Do We Praise Too Much?
There was a hilarious Saturday Night Live skit titled "You Can Do Anything" with Daniel Radcliffe. Its theme was basically this: You think you're the best at skills you absolutely have no talent in. But because your parents told you that you were great all the time, you assumed you can do anything perfectly.
It seemed relevant to the way kids are being raised these days. It's bad enough there is a lack in independent and free play given all the technology and video games that exist now. But what happens when you throw self-esteem into the mix? Do our children require every day praise just to function and perform normal tasks that past generations were simply expected to do.
My grandson has been working on his fine motor skills, especially snapping his jeans. The other day he ran in to the kitchen screaming with delight, "I did it! I snapped them!" Knowing he had been working on mastering this task, I should have jumped for joy, right? But I simply said, "that's good that you tried," and I continued my cooking. Now I know he was expecting a bigger production, but really now, should I have purchased a new toy for him doing a task he should be doing every day of his life?
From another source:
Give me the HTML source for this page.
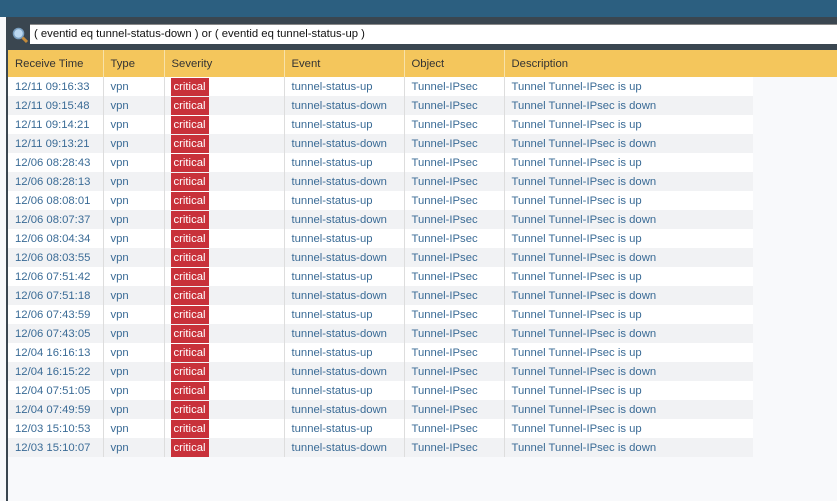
<!DOCTYPE html>
<html><head><style>
*{margin:0;padding:0;box-sizing:border-box}
body{width:837px;height:501px;overflow:hidden;background:#f8f9fb;font-family:"Liberation Sans",sans-serif;font-size:11.3px;position:relative}
.top{position:absolute;left:0;top:0;width:837px;height:17px;background:#2c5f80}
.left{position:absolute;left:0;top:17px;width:6px;height:484px;background:#f8f9fb}
.lb{position:absolute;left:6px;top:17px;width:2px;height:484px;background:#3a4650}
.bar{position:absolute;left:6px;top:17px;width:831px;height:33px;background:#3a4650}
.inp{position:absolute;left:30px;top:24px;width:807px;height:20px;background:#fff;border-top:1px solid #888;color:#111;font-size:11.3px;line-height:19px;padding-left:4px}
.ico{position:absolute;left:12px;top:27px}
table{position:absolute;left:8px;top:50px;border-collapse:collapse}
th{height:27px;background:#f4c65c;font-weight:normal;text-align:left;padding-left:7px;color:#333;border-left:1px solid #f8e2a8;font-size:11.3px}
th:first-child{border-left:none}
td{height:19px;padding-left:7px;color:#3a6b96;border-left:1px solid #ddd;white-space:nowrap}
td:first-child{border-left:none}
tr.a td{background:#fff}
tr.b td{background:#f1f2f4}
.c{display:inline-block;background:#c8313a;color:#fff;padding:0 3px;height:18px;line-height:18px;margin-left:-1px}
.hx{position:absolute;left:753px;top:50px;width:84px;height:27px;background:#f4c65c}
</style></head><body>
<div class="top"></div><div class="left"></div><div class="bar"></div><div class="lb"></div>
<svg class="ico" width="17" height="17" viewBox="0 0 17 17"><circle cx="6.5" cy="6.5" r="5" fill="#bcd8f0" stroke="#7a9fc0" stroke-width="1.5"/><line x1="10.5" y1="10.5" x2="15" y2="15" stroke="#c48a3a" stroke-width="3"/></svg>
<div class="inp">( eventid eq tunnel-status-down ) or ( eventid eq tunnel-status-up )</div>
<div class="hx"></div>
<table>
<colgroup><col style="width:95px"><col style="width:61px"><col style="width:120px"><col style="width:120px"><col style="width:100px"><col style="width:249px"></colgroup>
<tr><th>Receive Time</th><th>Type</th><th>Severity</th><th>Event</th><th>Object</th><th>Description</th></tr>
<tr class="a"><td>12/11 09:16:33</td><td>vpn</td><td><span class="c">critical</span></td><td>tunnel-status-up</td><td>Tunnel-IPsec</td><td>Tunnel Tunnel-IPsec is up</td></tr>
<tr class="b"><td>12/11 09:15:48</td><td>vpn</td><td><span class="c">critical</span></td><td>tunnel-status-down</td><td>Tunnel-IPsec</td><td>Tunnel Tunnel-IPsec is down</td></tr>
<tr class="a"><td>12/11 09:14:21</td><td>vpn</td><td><span class="c">critical</span></td><td>tunnel-status-up</td><td>Tunnel-IPsec</td><td>Tunnel Tunnel-IPsec is up</td></tr>
<tr class="b"><td>12/11 09:13:21</td><td>vpn</td><td><span class="c">critical</span></td><td>tunnel-status-down</td><td>Tunnel-IPsec</td><td>Tunnel Tunnel-IPsec is down</td></tr>
<tr class="a"><td>12/06 08:28:43</td><td>vpn</td><td><span class="c">critical</span></td><td>tunnel-status-up</td><td>Tunnel-IPsec</td><td>Tunnel Tunnel-IPsec is up</td></tr>
<tr class="b"><td>12/06 08:28:13</td><td>vpn</td><td><span class="c">critical</span></td><td>tunnel-status-down</td><td>Tunnel-IPsec</td><td>Tunnel Tunnel-IPsec is down</td></tr>
<tr class="a"><td>12/06 08:08:01</td><td>vpn</td><td><span class="c">critical</span></td><td>tunnel-status-up</td><td>Tunnel-IPsec</td><td>Tunnel Tunnel-IPsec is up</td></tr>
<tr class="b"><td>12/06 08:07:37</td><td>vpn</td><td><span class="c">critical</span></td><td>tunnel-status-down</td><td>Tunnel-IPsec</td><td>Tunnel Tunnel-IPsec is down</td></tr>
<tr class="a"><td>12/06 08:04:34</td><td>vpn</td><td><span class="c">critical</span></td><td>tunnel-status-up</td><td>Tunnel-IPsec</td><td>Tunnel Tunnel-IPsec is up</td></tr>
<tr class="b"><td>12/06 08:03:55</td><td>vpn</td><td><span class="c">critical</span></td><td>tunnel-status-down</td><td>Tunnel-IPsec</td><td>Tunnel Tunnel-IPsec is down</td></tr>
<tr class="a"><td>12/06 07:51:42</td><td>vpn</td><td><span class="c">critical</span></td><td>tunnel-status-up</td><td>Tunnel-IPsec</td><td>Tunnel Tunnel-IPsec is up</td></tr>
<tr class="b"><td>12/06 07:51:18</td><td>vpn</td><td><span class="c">critical</span></td><td>tunnel-status-down</td><td>Tunnel-IPsec</td><td>Tunnel Tunnel-IPsec is down</td></tr>
<tr class="a"><td>12/06 07:43:59</td><td>vpn</td><td><span class="c">critical</span></td><td>tunnel-status-up</td><td>Tunnel-IPsec</td><td>Tunnel Tunnel-IPsec is up</td></tr>
<tr class="b"><td>12/06 07:43:05</td><td>vpn</td><td><span class="c">critical</span></td><td>tunnel-status-down</td><td>Tunnel-IPsec</td><td>Tunnel Tunnel-IPsec is down</td></tr>
<tr class="a"><td>12/04 16:16:13</td><td>vpn</td><td><span class="c">critical</span></td><td>tunnel-status-up</td><td>Tunnel-IPsec</td><td>Tunnel Tunnel-IPsec is up</td></tr>
<tr class="b"><td>12/04 16:15:22</td><td>vpn</td><td><span class="c">critical</span></td><td>tunnel-status-down</td><td>Tunnel-IPsec</td><td>Tunnel Tunnel-IPsec is down</td></tr>
<tr class="a"><td>12/04 07:51:05</td><td>vpn</td><td><span class="c">critical</span></td><td>tunnel-status-up</td><td>Tunnel-IPsec</td><td>Tunnel Tunnel-IPsec is up</td></tr>
<tr class="b"><td>12/04 07:49:59</td><td>vpn</td><td><span class="c">critical</span></td><td>tunnel-status-down</td><td>Tunnel-IPsec</td><td>Tunnel Tunnel-IPsec is down</td></tr>
<tr class="a"><td>12/03 15:10:53</td><td>vpn</td><td><span class="c">critical</span></td><td>tunnel-status-up</td><td>Tunnel-IPsec</td><td>Tunnel Tunnel-IPsec is up</td></tr>
<tr class="b"><td>12/03 15:10:07</td><td>vpn</td><td><span class="c">critical</span></td><td>tunnel-status-down</td><td>Tunnel-IPsec</td><td>Tunnel Tunnel-IPsec is down</td></tr>
</table>
</body></html>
What about in sports? My grandson plays both soccer and basketball. Is he one of the best on his team? Well actually, he is very good. But does that give him the right to hog the ball and never pass? No. I give him praise for making baskets, but I certainly don't praise being a poor teammate. When is enough praise enough vs. too much?
Kids these days seem to expect a "GREAT JOB!" exclamation at every little thing they do. Everyone gets a medal in soccer at the end of the season. Parents are seen clapping when a homework assignment is completed. Homework is not a choice. Good grades should be the norm. When did we become a society filled with praise-dependent children?
You will find a lot of articles out there, each with their own viewpoint. And you will have your own opinions too. What do you see in your students? How has their need for praise changed over the years? What will these kids be like in 15 years when they're a part of the working world. How do we wean them off of the "good jobs" and "way to go's" now? Or should we?